People are talking about monads and stuff like that. No need to worry about maths and words you don't need to know. That 'do' keyword up there indicates the start of a simple DSL. The DSL goes like this, every line is the beginning of a lambda. And the result of each lambda evaluation is passed into the next lambda.

So you get a sort of cascading scope of lambdas where the result of each lambda is available passed into the next. Each lambda depends on the evaluation of the previous one. Normally in Haskell functions are executed lazily, this structure forces the sequential evaluation.

So what are these cd, mkdir, output etc functions? They return an object with a specific type called 'IO'. This type is monadic, but that's irrelevant for now. Haskell as you know has no side effects in the language itself. The IO type basically is a command pattern, it says "execute this I/O with these parameters".

The monadic aspect of IO makes it so that at the end the commands will have accumulated in a list, of which you can get an item if you give it the results of the previous item. So that's what the main function returns, a list of commands with some lazily evaluated Haskell code in between them. Now comes the side effect part. The Haskell runtime system iterates over the list of commands and executes them. The result of each command is used to get the next command in the list.

So that's the core of the magic trick of monadic I/O, you make a lazy list of I/O commands, and have something external to the language execute those I/O commands, giving the results back to the language to get the next I/O command to execute.

Haskell functions return side-effects using the IO type, with the boilerplate plumbing being hidden with monads and do-notation. "main" in Haskell by default has a return type of "IO ()", and any "IO" values returned by that function are executed by the runtime.

The end result in this case is something that just looks and feels completely imperative.

but if you were to try and call, say, the "rmdir" function inside another function that didn't have an IO return type, you'd get a compile error. (More specifically, you could technically call the function, you just couldn't return the "IO" value as a result, so it couldn't perform any actions).

> IO type

:)

Haskell does not force you to indicate that a function has possible side effects in the program source code, the type of the function will however have such an indication. Here main has type IO (), and the IO indicates it can do arbitrary I/O and mutation. Haskell will infer the type for you so you don't need to declare it in the source code.

So I disagree with the claim "without anything indicated by the function main", and would amend to "without anything indicated explicitly by the source code, leaving the only indication in the inferred type".

It's in a do block, so you can see that these are not simple function calls; they're being composed via some monad. In cases where you're actually chaining values together it's more obvious which things are which:

    do
      value1 <- function1 --effectful function
      let value2 = function2(value1) --pure function
      value3 <- function3(value1, value2) --effectful function
      ...
But the notation is a bit more magic for this "no return" case; I prefer the Scala approach where even if you don't care about the return values you'd have to write this as

    for {
      _ ← cd "/tmp" // effectful function
      _ ← mkdir "test" //effectful function
      _ = someCalculation() //pure function
      ...
If you enable -Wall, Haskell forces you to use "_ <-" for any action that has a stateful result.

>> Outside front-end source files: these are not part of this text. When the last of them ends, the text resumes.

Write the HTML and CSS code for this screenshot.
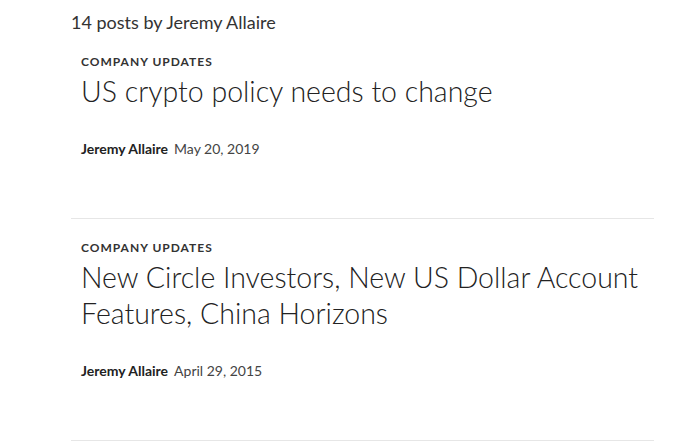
FILE: index.html
```html
<!DOCTYPE html>
<html>
<head>
<meta charset="utf-8">
<link rel="stylesheet" href="styles.css">
</head>
<body>
<main class="list">
  <h2 class="count">14 posts by Jeremy Allaire</h2>
  <article class="post">
    <div class="cat">COMPANY UPDATES</div>
    <h1 class="title">US crypto policy needs to change</h1>
    <div class="meta"><span class="author">Jeremy Allaire</span><span class="date">May 20, 2019</span></div>
  </article>
  <article class="post">
    <div class="cat">COMPANY UPDATES</div>
    <h1 class="title">New Circle Investors, New US Dollar Account Features, China Horizons</h1>
    <div class="meta"><span class="author">Jeremy Allaire</span><span class="date">April 29, 2015</span></div>
  </article>
</main>
</body>
</html>
```

FILE: styles.css
```css
html, body { margin: 0; padding: 0; background: #fff; }
body { font-family: "Lato", "Open Sans", sans-serif; color: #222; }
.list { width: 583px; margin-left: 71px; }
.count { margin: 0; padding-top: 10px; font-size: 18px; font-weight: 400; line-height: 24px; color: #333; }
.post { padding: 21px 0 60px 10px; border-bottom: 1px solid #e6e6e6; }
.post + .post { padding-top: 22px; }
.cat { font-size: 12px; font-weight: 700; letter-spacing: 1px; line-height: 14px; color: #333; }
.title { margin: 0; font-size: 28.5px; font-weight: 300; line-height: 36px; color: #222; padding-top: 4px; }
.meta { margin-top: 31px; font-size: 14px; line-height: 18px; display: flex; gap: 6px; }
.author { font-weight: 700; color: #222; }
.date { color: #444; }
```
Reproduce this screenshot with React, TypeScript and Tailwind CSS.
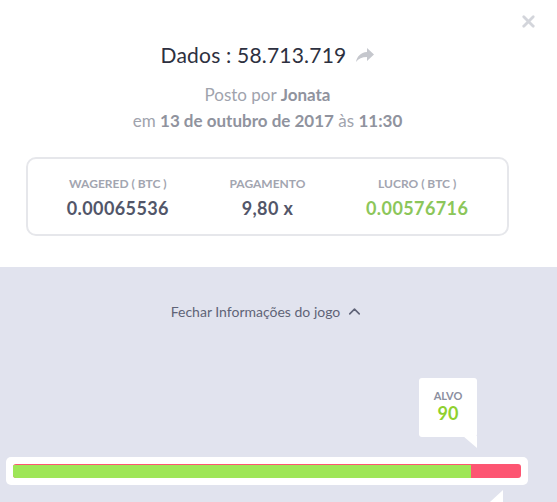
import { X, ChevronUp } from "lucide-react";

export default function App() {
  return (
    <div className="w-[557px] h-[502px] overflow-hidden bg-[#e1e3ee] font-['Lato',sans-serif]">
      {/* topo branco */}
      <div className="relative bg-white h-[267px]">
        <button className="absolute right-[19px] top-[12px] text-[#d3d5db]">
          <X size={19} strokeWidth={3.5} />
        </button>

        <div className="w-[535px] flex flex-col items-center pt-[41px]">
          <h1 className="flex items-center gap-[10px] text-[21px] text-[#2d3040] leading-[28px] tracking-[0.2px]">
            <span>Dados : 58.713.719</span>
            <svg width="18" height="14" viewBox="0 0 18 14" className="text-[#c5c7cd]">
              <path d="M11 0 L18 6.5 L11 13 V9 C6 9 2.5 10.5 0 14 C1 8.5 4.5 4.5 11 4 Z" fill="currentColor" />
            </svg>
          </h1>

          <p className="mt-[13px] text-[17px] leading-[26px] text-[#a0a3ad]">
            Posto por <b className="text-[#90939e] font-bold">Jonata</b>
          </p>
          <p className="text-[17px] leading-[26px] text-[#a0a3ad]">
            em <b className="text-[#90939e] font-bold">13 de outubro de 2017</b> às{" "}
            <b className="text-[#90939e] font-bold">11:30</b>
          </p>

          {/* card */}
          <div className="mt-[23px] w-[483px] h-[79px] rounded-[10px] border-2 border-[#e6e7eb] grid grid-cols-3 px-[15px] items-center">
            <div className="flex flex-col items-center pt-[2px]">
              <span className="text-[12px] font-bold text-[#a2a5b0] leading-[14px]">WAGERED ( BTC )</span>
              <span className="mt-[6px] text-[18px] font-bold text-[#525669] leading-[22px] tracking-[0.4px]">0.00065536</span>
            </div>
            <div className="flex flex-col items-center pt-[2px]">
              <span className="text-[12px] font-bold text-[#a2a5b0] leading-[14px]">PAGAMENTO</span>
              <span className="mt-[6px] text-[18px] font-bold text-[#525669] leading-[22px] tracking-[0.4px]">9,80 x</span>
            </div>
            <div className="flex flex-col items-center pt-[2px]">
              <span className="text-[12px] font-bold text-[#a2a5b0] leading-[14px]">LUCRO ( BTC )</span>
              <span className="mt-[6px] text-[18px] font-bold text-[#8cc65a] leading-[22px] tracking-[0.4px]">0.00576716</span>
            </div>
          </div>
        </div>
      </div>

      {/* parte inferior */}
      <div className="relative h-[235px]">
        <div className="w-[535px] flex justify-center pt-[34px]">
          <button className="flex items-center gap-[5px] text-[14px] text-[#5f6377]">
            Fechar Informações do jogo
            <ChevronUp size={19} strokeWidth={2} />
          </button>
        </div>

        {/* alvo */}
        <div className="absolute left-[419px] top-[111px] w-[58px] h-[59px] bg-white rounded-[3px] flex flex-col items-center pt-[12px]">
          <span className="text-[11px] font-bold text-[#8c8fa0] leading-[12px]">ALVO</span>
          <span className="text-[18px] font-bold text-[#8fd12f] leading-[22px]">90</span>
          <div className="absolute right-0 top-[58px] w-0 h-0 border-l-[14px] border-l-transparent border-t-[12px] border-t-white" />
        </div>

        {/* barra */}
        <div className="absolute left-[6px] top-[190px] w-[522px] h-[28px] bg-white rounded-[5px] px-[7px] py-[7px]">
          <div className="h-[14px] rounded-[3px] bg-[#fd5572] overflow-hidden flex">
            <div className="w-[458px] mt-[1px] bg-[#9ee657]" />
          </div>
        </div>

        <div className="absolute left-[490px] top-[223px] w-0 h-0 border-l-[13px] border-l-transparent border-b-[12px] border-b-white" />
      </div>
    </div>
  );
}
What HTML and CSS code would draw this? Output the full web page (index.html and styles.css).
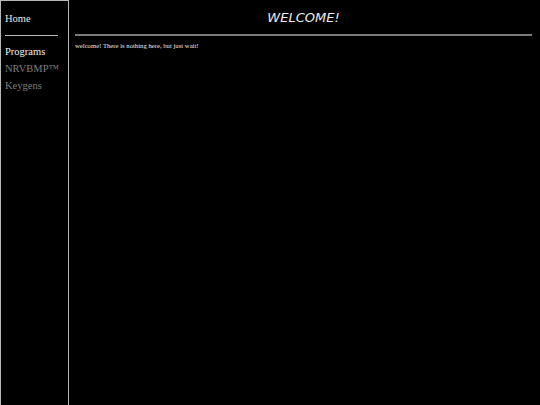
FILE: index.html
```html
<!DOCTYPE html>
<html>
<head>
<meta charset="utf-8">
<link rel="stylesheet" href="styles.css">
</head>
<body>
<div class="page">
  <nav class="sidebar">
    <div class="nav-item home">Home</div>
    <hr class="nav-rule">
    <div class="nav-item active">Programs</div>
    <div class="nav-item dim">NRVBMP™</div>
    <div class="nav-item dim">Keygens</div>
  </nav>
  <main class="content">
    <h1 class="title">WELCOME!</h1>
    <hr class="title-rule">
    <p class="text">welcome! There is nothing here, but just wait!</p>
  </main>
</div>
</body>
</html>
```
FILE: styles.css
```css
html, body {
  margin: 0;
  padding: 0;
  background: #000;
  height: 100%;
}
.page {
  display: flex;
  height: 405px;
}
.sidebar {
  width: 69px;
  border: 1px solid #b8b8b8;
  border-bottom: none;
  padding: 0 0 0 4px;
  box-sizing: border-box;
  flex: none;
  font-family: "Liberation Serif", serif;
  font-size: 10.5px;
  color: #e8e8e8;
}
.nav-item {
  line-height: 17px;
  height: 17px;
}
.home {
  margin-top: 9px;
}
.nav-rule {
  border: none;
  border-top: 1px solid #bbb;
  width: 53px;
  margin: 8px 0 7px 0;
}
.active { color: #f0f0f0; }
.dim { color: #7e7e7e; }
.content {
  flex: 1;
  padding: 0 8px 0 6px;
}
.title {
  margin: 0;
  padding-top: 10px;
  height: 25px;
  box-sizing: border-box;
  text-align: center;
  font-family: "DejaVu Sans", sans-serif;
  font-style: italic;
  font-weight: normal;
  font-size: 13px;
  line-height: 16px;
  color: #ececec;
}
.title-rule {
  border: none;
  border-top: 2px solid #7a7a7a;
  margin: 9px 0 0 0;
}
.text {
  margin: 6px 0 0 0;
  font-family: "Liberation Serif", serif;
  font-size: 6.7px;
  color: #e8e8e8;
}
```
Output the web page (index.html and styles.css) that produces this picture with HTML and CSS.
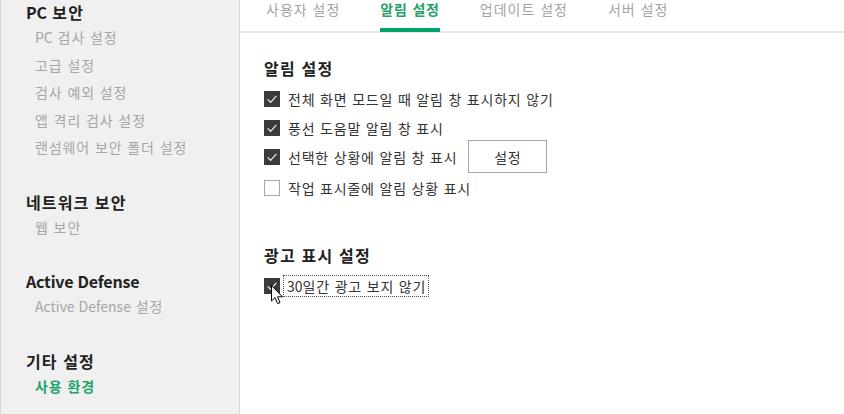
FILE: index.html
```html
<!DOCTYPE html>
<html lang="ko">
<head>
<meta charset="utf-8">
<title>설정</title>
<link rel="stylesheet" href="styles.css">
</head>
<body>
<div class="app">
  <nav class="sidebar">
    <div class="group">
      <div class="group-title"><span class="en">PC</span> 보안</div>
      <div class="item"><span class="en">PC</span> 검사 설정</div>
      <div class="item">고급 설정</div>
      <div class="item">검사 예외 설정</div>
      <div class="item">앱 격리 검사 설정</div>
      <div class="item">랜섬웨어 보안 폴더 설정</div>
    </div>
    <div class="group">
      <div class="group-title">네트워크 보안</div>
      <div class="item">웹 보안</div>
    </div>
    <div class="group">
      <div class="group-title"><span class="en">Active Defense</span></div>
      <div class="item"><span class="en">Active Defense</span> 설정</div>
    </div>
    <div class="group">
      <div class="group-title">기타 설정</div>
      <div class="item active">사용 환경</div>
    </div>
  </nav>
  <main class="main">
    <div class="tabs">
      <div class="tab">사용자 설정</div>
      <div class="tab active">알림 설정</div>
      <div class="tab">업데이트 설정</div>
      <div class="tab">서버 설정</div>
    </div>
    <div class="content">
      <section class="section">
        <h2 class="section-title">알림 설정</h2>
        <div class="row"><span class="cb checked"><svg viewBox="0 0 16 16" width="16" height="16"><path d="M3.6 8.4 L6.6 11.3 L12.4 4.8" fill="none" stroke="#eee" stroke-width="1.2"/></svg></span><span class="label">전체 화면 모드일 때 알림 창 표시하지 않기</span></div>
        <div class="row"><span class="cb checked"><svg viewBox="0 0 16 16" width="16" height="16"><path d="M3.6 8.4 L6.6 11.3 L12.4 4.8" fill="none" stroke="#eee" stroke-width="1.2"/></svg></span><span class="label">풍선 도움말 알림 창 표시</span></div>
        <div class="row"><span class="cb checked"><svg viewBox="0 0 16 16" width="16" height="16"><path d="M3.6 8.4 L6.6 11.3 L12.4 4.8" fill="none" stroke="#eee" stroke-width="1.2"/></svg></span><span class="label">선택한 상황에 알림 창 표시</span><button class="btn">설정</button></div>
        <div class="row last"><span class="cb"></span><span class="label">작업 표시줄에 알림 상황 표시</span></div>
      </section>
      <section class="section second">
        <h2 class="section-title">광고 표시 설정</h2>
        <div class="row cursor-row"><span class="cb checked"><svg viewBox="0 0 16 16" width="16" height="16"><path d="M3.6 8.4 L6.6 11.3 L12.4 4.8" fill="none" stroke="#eee" stroke-width="1.2"/></svg></span><span class="label focus"><span class="en">30</span>일간 광고 보지 않기</span>
          <svg class="cursor" viewBox="0 0 13 20" width="13" height="20"><path d="M0.5 0.5 L0.5 16 L4 12.6 L6.6 18.6 L9 17.6 L6.5 11.8 L11.5 11.8 Z" fill="#fff" stroke="#000" stroke-width="1" stroke-linejoin="miter"/></svg>
        </div>
      </section>
    </div>
  </main>
</div>
</body>
</html>
```

FILE: styles.css
```css
* { box-sizing: border-box; }
html, body { margin: 0; padding: 0; }
body {
  width: 844px;
  height: 414px;
  overflow: hidden;
  background: #fff;
  font-family: "Noto Sans CJK KR", "Noto Sans", sans-serif;
  color: #333;
}
.app { display: flex; height: 414px; }
.en { letter-spacing: 0; }

.sidebar {
  width: 240px;
  flex: 0 0 240px;
  background: #f0f0f0;
  border-left: 1px solid #d8d8d8;
  border-right: 1px solid #d4d4d4;
  padding-left: 25px;
  display: flex;
  flex-direction: column;
  gap: 28px;
}
.group-title {
  font-size: 16px;
  font-weight: 700;
  line-height: 24px;
  color: #222;
  letter-spacing: 1.1px;
}
.group-title .en { letter-spacing: -0.2px; }
.item {
  font-size: 14px;
  line-height: 27.5px;
  color: #a6a6a6;
  padding-left: 9px;
  letter-spacing: 0.9px;
}
.item.active { color: #1ea36a; font-weight: 700; }

.main { flex: 1; display: flex; flex-direction: column; }
.tabs {
  display: flex;
  align-items: flex-start;
  height: 33px;
  border-bottom: 2px solid #e8e8e8;
  padding-left: 6px;
}
.tab {
  margin: 0 20px;
  height: 32px;
  padding-top: 1px;
  font-size: 14px;
  line-height: 16px;
  color: #a3a3a3;
  letter-spacing: 1px;
  border-bottom: 4px solid transparent;
}
.tab.active {
  color: #1ea36a;
  font-weight: 700;
  letter-spacing: 0.8px;
  border-bottom-color: #00a468;
}

.content { padding: 23px 0 0 24px; }
.section-title {
  margin: 0 0 4px;
  font-size: 16px;
  font-weight: 700;
  line-height: 24px;
  color: #222;
  letter-spacing: 1.2px;
}
.section.second { margin-top: 41px; }
.row {
  display: flex;
  align-items: center;
  height: 29px;
  font-size: 14px;
  position: relative;
}
.row.last { height: 31px; padding-top: 2px; }
.cb {
  width: 16px;
  height: 16px;
  flex: 0 0 16px;
  border: 1px solid #a8a8a8;
  background: #fff;
  display: flex;
}
.cb.checked { background: #3b3b3b; border-color: #3b3b3b; }
.cb svg { display: block; margin: -1px; }
.label { margin-left: 8px; color: #333; line-height: 20px; letter-spacing: 0.8px; }
.label.focus {
  margin-left: 4px;
  padding: 0 2px 0 3px;
  line-height: 20px;
  outline: 1px dotted #555;
}
.btn {
  margin: -2px 0 -2px 11px;
  width: 79px;
  height: 33px;
  border: 1px solid #a6a6a6;
  background: #fff;
  font-family: inherit;
  font-size: 14px;
  color: #333;
  padding: 0;
  letter-spacing: 0.8px;
}
.cursor-row { height: 30px; }
.cursor {
  position: absolute;
  left: 7px;
  top: 14px;
}
```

But the "let" vs no "let" is a pretty strong hint anyway :)

Control.Monad.void is your friend.
Data.Functor.void you mean? :)
That's because the whole block you're pointing to there is in Haskell's side effects box. So this is simply not the right example for illustrating how Haskell does isolate side effects. Shell scripts in general are very side effecting, so for this application it makes sense.
You are right. In this case effects are not isolated. But in this particular script, there are no interesting things to move into a pure function. It does not mean that it wouldn't be the case in a more complex script.

Like everything, you have to learn to balance your IO code and your pure code. A bit like learning when to factor something into a separate class, or leave it in a few statement/methods. If you write everything in IO & do notation, you don't get the main benefits of haskell. But if your code is more than 10 lines long, chances are that there will be useful pure functions in it.

I agree about the benefits of isolating side effects and IO - I generally code in python, and my code tends to look like:

    def main_function(args):
        data = get_data(args)
        result = do_calculations(data)
        push_results(result, args)
Where the function do_calculations is somewhat pure - no side effects, but I do use local variables that I modify inside the function.

> You are right. In this case effects are not isolated. But in this particular script, there are no interesting things to move into a pure function. It does not mean that it wouldn't be the case in a more complex script.

Well, I thought that the point of Haskell (of one of its points) is that it forces the programmer to declare whatever side effect in the type of the function. But here, there is no way to know that main, on top of printing stuff, also messes up with the directory and there is no type signature indicating it - in this example it's no big deal but I could write something like:

    main = do
        rm "/"
        sleep 1
        die "Oooops my files!"
You're right that Haskell doesn't distinguish different IO actions other than by the type they return. There are certainly libraries that do this though, although they aren't widely used.

Even though Haskell doesn't distinguish different classes of IO actions, it still distinguishes IO actions from other kinds of actions (such as stateful actions as per your example), and pure computations and that provides a hell of a lot of bang for buck.

The Idris language has the notion of effect types [1] to make achieving the goal of categorising the kinds of effects being used in a function easier to deal with, but that uses the dependent capabilities of the language.

[1] http://eb.host.cs.st-andrews.ac.uk/drafts/eff-tutorial.pdf

> Not widely used...

I use them in every single application I write, or I make my own tighter, more specific ones. They're incredibly useful in real world apps.

Sorry Tel, I didn't mean to imply that nobody uses them, more that I would guess that they are used less than 1% of the time where their inclusion could be beneficial.
Ha, no offense. I just wanted to emphasize that they are used.

In particular, I think they're more useful in applications than libraries and most Haskell code you can find in the wild is library code---so you end up not seeing them much.

`main` is the entry point of the program. Its type is `IO ()`. It is a warning to omit a type signature in a top level definition, so in a normal program you would have a `main :: IO ()` type definition. The `IO` allows any kind of effect.
Note that style of Pyhton uses block/strict IO (not streaming/lazy) which makes it rather inefficient if any part of he process exits early (due to error or because the user only wanted the first line of output). Most common command line programs (and simple Haskell programs) are streaming not block.
Yes, the code uses the IO monad, you might want to look it up.